### SET TASK
Scan the data that follows and count the lines with the string "Tailwind"; answer with the count alone.

[Code that builds pages]
- - - - - - -

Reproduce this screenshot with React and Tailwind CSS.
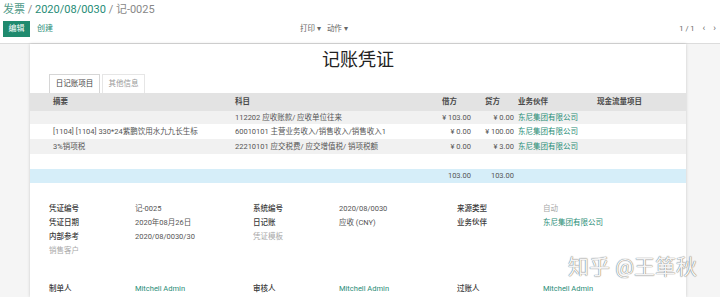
import React from "react";

const F = { fontFamily: '"Roboto","Noto Sans CJK SC",sans-serif' };

function Link({ children }) {
  return <span className="text-[#1f8c76]">{children}</span>;
}

const rows = [
  { bg: "bg-[#f1f1f1]", h: "h-[13px]", a: "", b: "112202 应收账款/ 应收单位往来", d: "¥ 103.00", c: "¥ 0.00" },
  { bg: "bg-white", h: "h-[15px]", a: "[1104] [1104] 330*24紫鹏饮用水九九长生标", b: "60010101 主营业务收入/销售收入/销售收入1", d: "¥ 0.00", c: "¥ 100.00" },
  { bg: "bg-[#f1f1f1]", h: "h-[15px]", a: "3%销项税", b: "22210101 应交税费/ 应交增值税/ 销项税额", d: "¥ 0.00", c: "¥ 3.00" },
];

function Field({ label, value, light }) {
  return (
    <div className="flex w-[204px]">
      <div className="w-[86px] font-medium text-[#3a3a3a]">{label}</div>
      <div className={light ? "text-[#a8a8a8]" : "text-[#555]"}>{value}</div>
    </div>
  );
}

export default function App() {
  return (
    <div className="relative w-[720px] h-[297px] overflow-hidden bg-white text-[#555]" style={F}>
      {/* control panel */}
      <div className="h-[44px] border-b border-[#dcdcdc] bg-white">
        <div className="pl-[3px] pt-[1px] h-[18px] text-[11px] leading-[17px]">
          <span className="text-[#4f9a88]">发票</span>
          <span className="text-[#888]"> / </span>
          <Link>2020/08/0030</Link>
          <span className="text-[#888]"> / 记-0025</span>
        </div>
        <div className="flex items-center h-[17px] mt-[2px]">
          <div className="ml-[3px] w-[27px] h-[16px] bg-[#1f8a6e] text-white text-[8px] flex items-center justify-center">编辑</div>
          <div className="ml-[7px] text-[8px] text-[#1f8c76]">创建</div>
          <div className="ml-[247px] flex gap-[6px] text-[7.5px] text-[#666]">
            <span>打印 ▾</span>
            <span>动作 ▾</span>
          </div>
          <div className="ml-auto mr-[4px] flex items-center gap-[8px] text-[7.5px] text-[#666]">
            <span>1 / 1</span>
            <span className="text-[9px]">‹</span>
            <span className="text-[9px]">›</span>
          </div>
        </div>
      </div>

      {/* content */}
      <div className="flex h-[253px]">
        <div className="w-[30px] bg-[#f5f5f5]" />
        <div className="w-[656px] bg-white shadow-[0_0_3px_rgba(0,0,0,0.18)] relative z-[1]">
          <div className="text-center text-[18px] leading-[27px] pt-[2px] text-[#222]">记账凭证</div>
          <div className="flex pl-[19px] h-[19px] mt-[1px] text-[7.5px]">
            <div className="w-[51px] border border-b-0 border-[#d6d6d6] flex items-center justify-center text-[#444] bg-white">日记账项目</div>
            <div className="ml-[2px] w-[43px] border border-b-0 border-[#e6e6e6] flex items-center justify-center text-[#999]">其他信息</div>
          </div>
          <div className="text-[7.5px]">
            <div className="flex h-[18px] items-center bg-[#e3e3e3] font-semibold text-[#4a4a4a]">
              <div className="w-[23px]" />
              <div className="w-[182px]">摘要</div>
              <div className="w-[200px]">科目</div>
              <div className="w-[36px] pl-[7px]">借方</div>
              <div className="w-[43px] pl-[14px]">贷方</div>
              <div className="w-[83px] pl-[4px]">业务伙伴</div>
              <div className="flex-1">现金流量项目</div>
            </div>
            {rows.map((r, i) => (
              <div key={i} className={`flex items-center ${r.h} ${r.bg}`}>
                <div className="w-[23px]" />
                <div className="w-[182px] whitespace-nowrap">{r.a}</div>
                <div className="w-[200px] whitespace-nowrap">{r.b}</div>
                <div className="w-[36px] text-right whitespace-nowrap">{r.d}</div>
                <div className="w-[43px] text-right whitespace-nowrap">{r.c}</div>
                <div className="w-[83px] pl-[4px] whitespace-nowrap"><Link>东尼集团有限公司</Link></div>
                <div className="flex-1" />
              </div>
            ))}
            <div className="h-[15px] bg-white" />
            <div className="flex h-[14px] items-center bg-[#d6eef9]">
              <div className="w-[405px]" />
              <div className="w-[36px] text-right">103.00</div>
              <div className="w-[43px] text-right">103.00</div>
            </div>
          </div>

          <div className="pl-[19px] pt-[19px] text-[7.5px]">
            <div className="flex h-[14px] items-center">
              <Field label="凭证编号" value="记-0025" />
              <Field label="系统编号" value="2020/08/0030" />
              <Field label="来源类型" value="自动" light />
            </div>
            <div className="flex h-[14px] items-center">
              <Field label="凭证日期" value="2020年08月26日" />
              <Field label="日记账" value="应收 (CNY)" />
              <Field label="业务伙伴" value={<Link>东尼集团有限公司</Link>} />
            </div>
            <div className="flex h-[14px] items-center">
              <Field label="内部参考" value="2020/08/0030/30" />
              <div className="flex w-[204px]">
                <div className="text-[#a8a8a8]">凭证模板</div>
              </div>
            </div>
            <div className="flex h-[14px] items-center text-[#a8a8a8]">销售客户</div>
            <div className="flex h-[14px] items-center mt-[24px]">
              <Field label="制单人" value={<Link>Mitchell Admin</Link>} />
              <Field label="审核人" value={<Link>Mitchell Admin</Link>} />
              <Field label="过账人" value={<Link>Mitchell Admin</Link>} />
            </div>
          </div>
        </div>
        <div className="flex-1 bg-[#f5f5f5]" />
      </div>

      {/* watermark */}
      <div
        className="absolute left-[568px] top-[253px] z-[2] text-[21px] leading-[28px] text-[#f4f4f4] whitespace-nowrap"
        style={{ textShadow: "0 0 1px rgba(0,0,0,0.55), 0 0 1px rgba(0,0,0,0.35)" }}
      >
        知乎 @王箪秋
      </div>
    </div>
  );
}
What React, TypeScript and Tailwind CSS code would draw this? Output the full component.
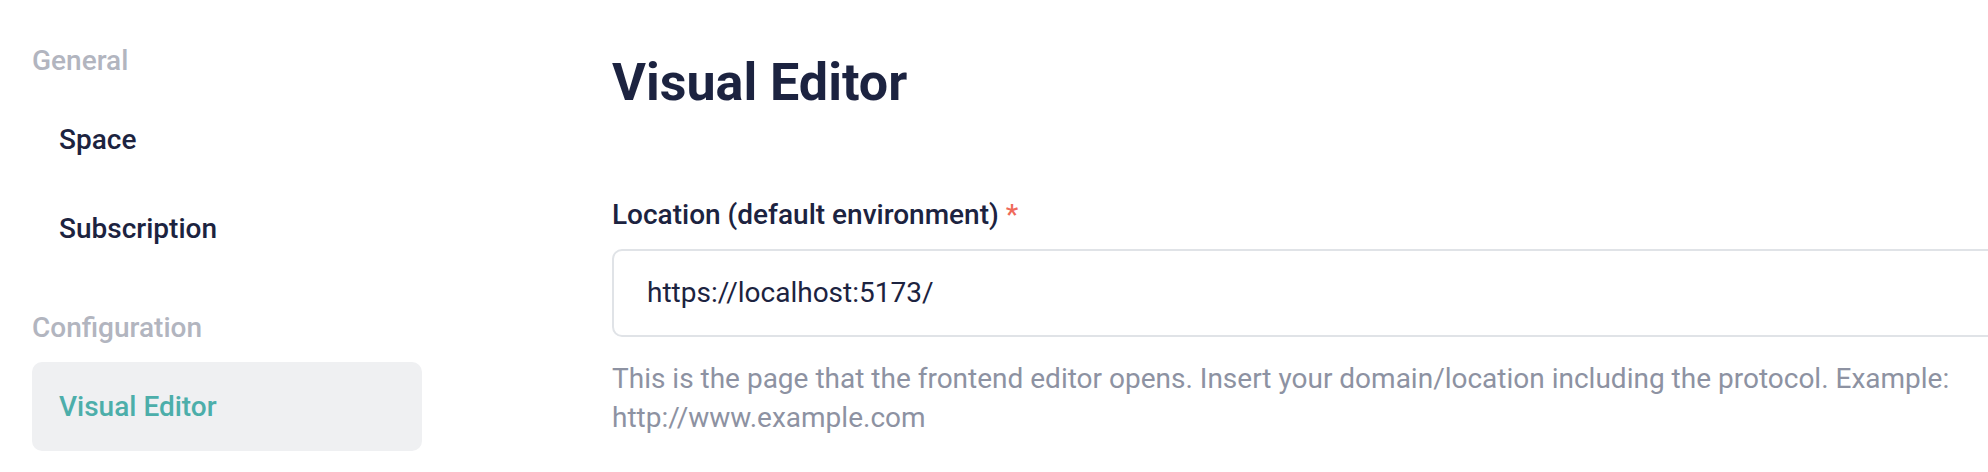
import React from "react";

export default function App() {
  return (
    <div
      className="w-[1988px] h-[472px] overflow-hidden bg-white flex"
      style={{ fontFamily: "Roboto, 'Noto Sans', sans-serif" }}
    >
      <aside className="w-[612px] shrink-0 pl-[32px] pt-[41px]">
        <div className="w-[390px]">
          <div className="h-[40px] leading-[40px] text-[28px] font-medium text-[#b2b5bf] mb-[14px]">
            General
          </div>
          <div className="h-[89px] flex items-center pl-[27px] text-[28px] font-medium text-[#1c2340]">
            Space
          </div>
          <div className="h-[89px] flex items-center pl-[27px] text-[28px] font-medium text-[#1c2340]">
            Subscription
          </div>
          <div className="h-[40px] leading-[40px] text-[28px] font-medium text-[#b2b5bf] mt-[35px] mb-[14px]">
            Configuration
          </div>
          <div className="h-[89px] flex items-center pl-[27px] rounded-[10px] bg-[#eff0f2] text-[28px] font-medium text-[#4caeaa]">
            Visual Editor
          </div>
        </div>
      </aside>
      <main className="w-[1400px] shrink-0 pt-[57px]">
        <h1 className="text-[52px] leading-[52px] font-bold text-[#1c2340]">Visual Editor</h1>
        <div className="mt-[91px] text-[28px] leading-[30px] font-medium text-[#1c2340]">
          Location (default environment) <span className="text-[#ef6a5a]">*</span>
        </div>
        <div className="mt-[19px] h-[88px] border-2 border-[#e0e3e7] rounded-[10px] flex items-center pl-[33px] text-[28px] text-[#1c2340]">
          https://localhost:5173/
        </div>
        <p className="mt-[22px] text-[28px] leading-[39px] text-[#8d92a2]">
          This is the page that the frontend editor opens. Insert your domain/location including the protocol. Example: http://www.example.com
        </p>
      </main>
    </div>
  );
}
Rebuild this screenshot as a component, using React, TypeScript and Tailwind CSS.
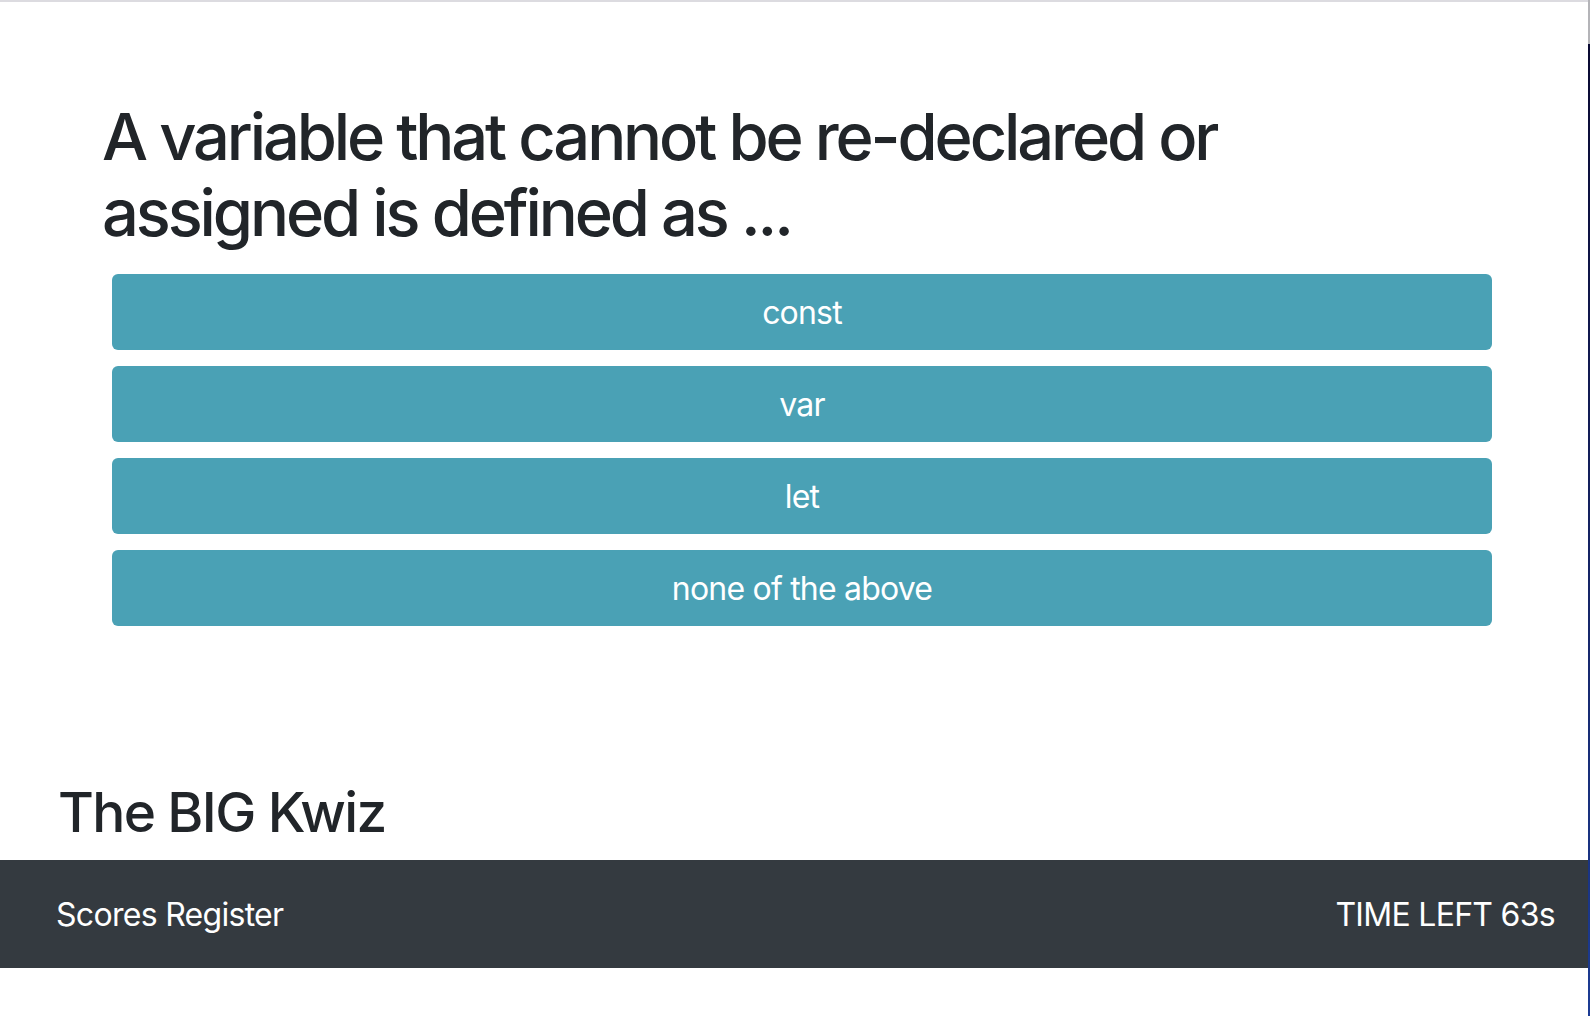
import React from "react";

const answers = ["const", "var", "let", "none of the above"];

const App: React.FC = () => {
    return (
        <div className="flex w-[1590px] h-[1016px] bg-white font-['Inter',sans-serif] text-[#212529] overflow-hidden">
            <div className="flex flex-col flex-1">
                <div className="h-[2px] bg-[#dcdbe0]" />
                <h1 className="mt-[97px] pl-[102px] text-[65px] leading-[76px] font-medium tracking-[-0.048em]">
                    A variable that cannot be re-declared or
                    <br />
                    assigned is defined as ...
                </h1>
                <div className="mt-[23px] ml-[112px] w-[1380px] flex flex-col gap-4">
                    {answers.map((a) => (
                        <button
                            key={a}
                            className="h-[76px] pt-[2px] rounded-[6px] bg-[#4aa1b5] text-white text-[32px] leading-[40px] tracking-[-0.025em]"
                        >
                            {a}
                        </button>
                    ))}
                </div>
                <h2 className="mt-[153px] pl-[58px] text-[55px] leading-[66px] font-medium tracking-[-0.03em]">
                    The BIG Kwiz
                </h2>
                <div className="mt-[15px] h-[108px] pt-[2px] bg-[#343a40] flex items-center justify-between pl-[56px] pr-[33px] text-white text-[32px] leading-[40px] tracking-[-0.022em]">
                    <span>Scores Register</span>
                    <span>TIME LEFT 63s</span>
                </div>
                <div className="flex-1" />
            </div>
            <div className="w-[2px] flex flex-col">
                <div className="h-[44px] bg-[#b4b4b8]" />
                <div className="flex-1 bg-gradient-to-b from-[#0a0a32] to-[#1c3c94]" />
            </div>
        </div>
    );
};

export default App;
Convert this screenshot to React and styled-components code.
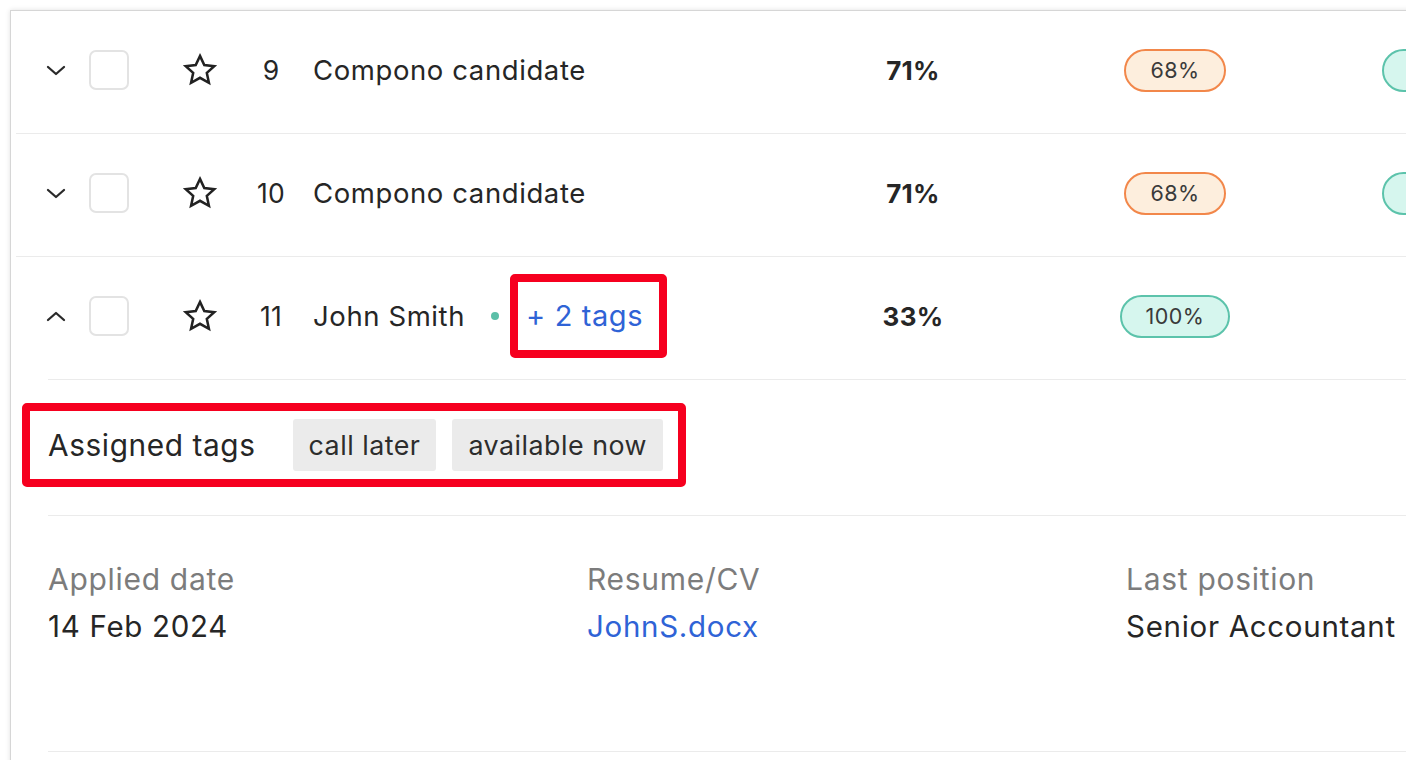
import React from 'react';
import styled, { createGlobalStyle } from 'styled-components';

const GlobalStyle = createGlobalStyle`
    html, body {
        margin: 0;
        padding: 0;
        background: #ffffff;
        overflow: hidden;
    }
    body {
        font-family: Inter, "Liberation Sans", sans-serif;
        color: #262626;
    }
`;

const Page = styled.div`
    padding: 10px 0 0 10px;
    height: 760px;
    box-sizing: border-box;
`;

const Card = styled.div`
    width: 1520px;
    height: 800px;
    background: #ffffff;
    border-top: 1px solid #d6d6d6;
    border-left: 1px solid #d6d6d6;
    box-shadow: 0 0 5px rgba(0, 0, 0, 0.12);
`;

const Row = styled.div`
    display: flex;
    align-items: center;
    height: 123px;
    padding-bottom: 4px;
    box-sizing: border-box;
    margin-left: ${p => (p.$open ? '37px' : '5px')};
    padding-left: ${p => (p.$open ? '0' : '20px')};
    border-bottom: 1px solid #ebebeb;
    & > :first-child {
        margin-left: ${p => (p.$open ? '-12px' : '0')};
    }
`;

const Toggle = styled.div`
    width: 40px;
    display: flex;
    justify-content: center;
    align-items: center;
`;

const CheckCell = styled.div`
    width: 66px;
    display: flex;
    justify-content: center;
`;

const Checkbox = styled.div`
    width: 40px;
    height: 40px;
    box-sizing: border-box;
    border: 2px solid #e3e3e3;
    border-radius: 7px;
`;

const StarCell = styled.div`
    width: 116px;
    display: flex;
    justify-content: center;
    align-items: center;
`;

const IndexCell = styled.div`
    width: 26px;
    display: flex;
    justify-content: center;
    font-size: 26.5px;
    letter-spacing: 0.2px;
`;

const NameCell = styled.div`
    width: 569px;
    box-sizing: border-box;
    padding-left: 29px;
    display: flex;
    align-items: center;
    font-size: 27.5px;
    letter-spacing: 0.6px;
    white-space: nowrap;
`;

const StatusDot = styled.span`
    width: 8px;
    height: 8px;
    border-radius: 50%;
    background: #5bbfa8;
    margin-left: 26px;
    margin-right: 11px;
    flex-shrink: 0;
`;

const Highlight = styled.div`
    display: inline-flex;
    align-items: center;
    gap: 16px;
    border: 8px solid #f6001f;
    border-radius: 5px;
    padding: ${p => p.$pad};
    margin-left: ${p => p.$shift || '0'};
`;

const TagsLink = styled.a`
    color: #2f63d6;
    font-size: 29px;
    letter-spacing: 0.6px;
    text-decoration: none;
    line-height: 68px;
`;

const ScoreCell = styled.div`
    width: 120px;
    display: flex;
    justify-content: center;
    font-size: 26px;
    font-weight: 700;
    letter-spacing: 0.3px;
`;

const PillCell = styled.div`
    width: 120px;
    margin-left: ${p => p.$gap};
    display: flex;
    justify-content: ${p => (p.$start ? 'flex-start' : 'center')};
`;

const Pill = styled.span`
    display: inline-flex;
    align-items: center;
    justify-content: center;
    height: 43px;
    min-width: ${p => p.$w || '102px'};
    box-sizing: border-box;
    padding: 0 16px;
    border-radius: 22px;
    font-size: 21.5px;
    letter-spacing: 0.5px;
    color: #3a3a3a;
    border: 2px solid ${p => (p.$tone === 'orange' ? '#f2874a' : '#5cc3ab')};
    background: ${p => (p.$tone === 'orange' ? '#fdeedd' : '#d6f6ee')};
`;

const Expanded = styled.div`
    margin-left: 37px;
`;

const TagsRow = styled.div`
    height: 136px;
    box-sizing: border-box;
    padding-bottom: 5px;
    display: flex;
    align-items: center;
    border-bottom: 1px solid #ebebeb;
`;

const TagsLabel = styled.span`
    font-size: 29.8px;
    letter-spacing: 0.6px;
    color: #262626;
    margin-right: 21px;
`;

const Chip = styled.span`
    display: inline-flex;
    align-items: center;
    height: 52px;
    padding: 0 16px;
    background: #ebebeb;
    border-radius: 3px;
    font-size: 26.8px;
    letter-spacing: 0.5px;
    color: #2d2d2d;
`;

const Details = styled.div`
    height: 236px;
    box-sizing: border-box;
    padding-top: 47px;
    display: grid;
    grid-template-columns: 539px 539px 539px;
    align-content: start;
    border-bottom: 1px solid #ebebeb;
`;

const Field = styled.div`
    display: flex;
    flex-direction: column;
    gap: 14px;
`;

const FieldLabel = styled.span`
    font-size: 30px;
    letter-spacing: 0.7px;
    color: #7c7c7c;
    line-height: 33px;
`;

const FieldValue = styled.span`
    font-size: 29.5px;
    letter-spacing: 0.7px;
    line-height: 33px;
    color: ${p => (p.$link ? '#2f63d6' : '#262626')};
`;

const Chevron = ({ up }) => (
    <svg width="24" height="14" viewBox="0 0 24 14" fill="none">
        <path
            d={up ? 'M4 11 L12 4 L20 11' : 'M4 4 L12 11 L20 4'}
            stroke="#2a2a2a"
            strokeWidth="2.3"
            strokeLinecap="round"
            strokeLinejoin="round"
        />
    </svg>
);

const StarIcon = () => (
    <svg width="36" height="36" viewBox="0 0 24 24" fill="none">
        <path
            d="M12 2.6l2.85 6.1 6.65.75-4.95 4.5 1.4 6.6L12 17.2l-5.95 3.35 1.4-6.6-4.95-4.5 6.65-.75z"
            stroke="#222"
            strokeWidth="1.7"
            strokeLinejoin="miter"
        />
    </svg>
);

const rows = [
    { id: 9, name: 'Compono candidate', score: '71%', fit: '68%' },
    { id: 10, name: 'Compono candidate', score: '71%', fit: '68%' },
];

const CandidateRow = ({ id, name, score, fit }) => (
    <Row>
        <Toggle><Chevron /></Toggle>
        <CheckCell><Checkbox /></CheckCell>
        <StarCell><StarIcon /></StarCell>
        <IndexCell>{id}</IndexCell>
        <NameCell>{name}</NameCell>
        <ScoreCell>{score}</ScoreCell>
        <PillCell $gap="142px"><Pill $tone="orange">{fit}</Pill></PillCell>
        <PillCell $gap="147px" $start><Pill $tone="teal" $w="110px">100%</Pill></PillCell>
    </Row>
);

const App = () => (
    <Page>
        <GlobalStyle />
        <Card>
            {rows.map(r => <CandidateRow key={r.id} {...r} />)}
            <Row $open>
                <Toggle><Chevron up /></Toggle>
                <CheckCell><Checkbox /></CheckCell>
                <StarCell><StarIcon /></StarCell>
                <IndexCell>11</IndexCell>
                <NameCell>
                    John Smith
                    <StatusDot />
                    <Highlight $pad="0 16px 0 8px">
                        <TagsLink href="#">+ 2 tags</TagsLink>
                    </Highlight>
                </NameCell>
                <ScoreCell>33%</ScoreCell>
                <PillCell $gap="142px"><Pill $tone="teal" $w="110px">100%</Pill></PillCell>
            </Row>
            <Expanded>
                <TagsRow>
                    <Highlight $pad="8px 15px 8px 18px" $shift="-26px">
                        <TagsLabel>Assigned tags</TagsLabel>
                        <Chip>call later</Chip>
                        <Chip>available now</Chip>
                    </Highlight>
                </TagsRow>
                <Details>
                    <Field>
                        <FieldLabel>Applied date</FieldLabel>
                        <FieldValue>14 Feb 2024</FieldValue>
                    </Field>
                    <Field>
                        <FieldLabel>Resume/CV</FieldLabel>
                        <FieldValue $link>JohnS.docx</FieldValue>
                    </Field>
                    <Field>
                        <FieldLabel>Last position</FieldLabel>
                        <FieldValue>Senior Accountant</FieldValue>
                    </Field>
                </Details>
            </Expanded>
        </Card>
    </Page>
);

export default App;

- - - - - - -

### TASK SOLUTION
3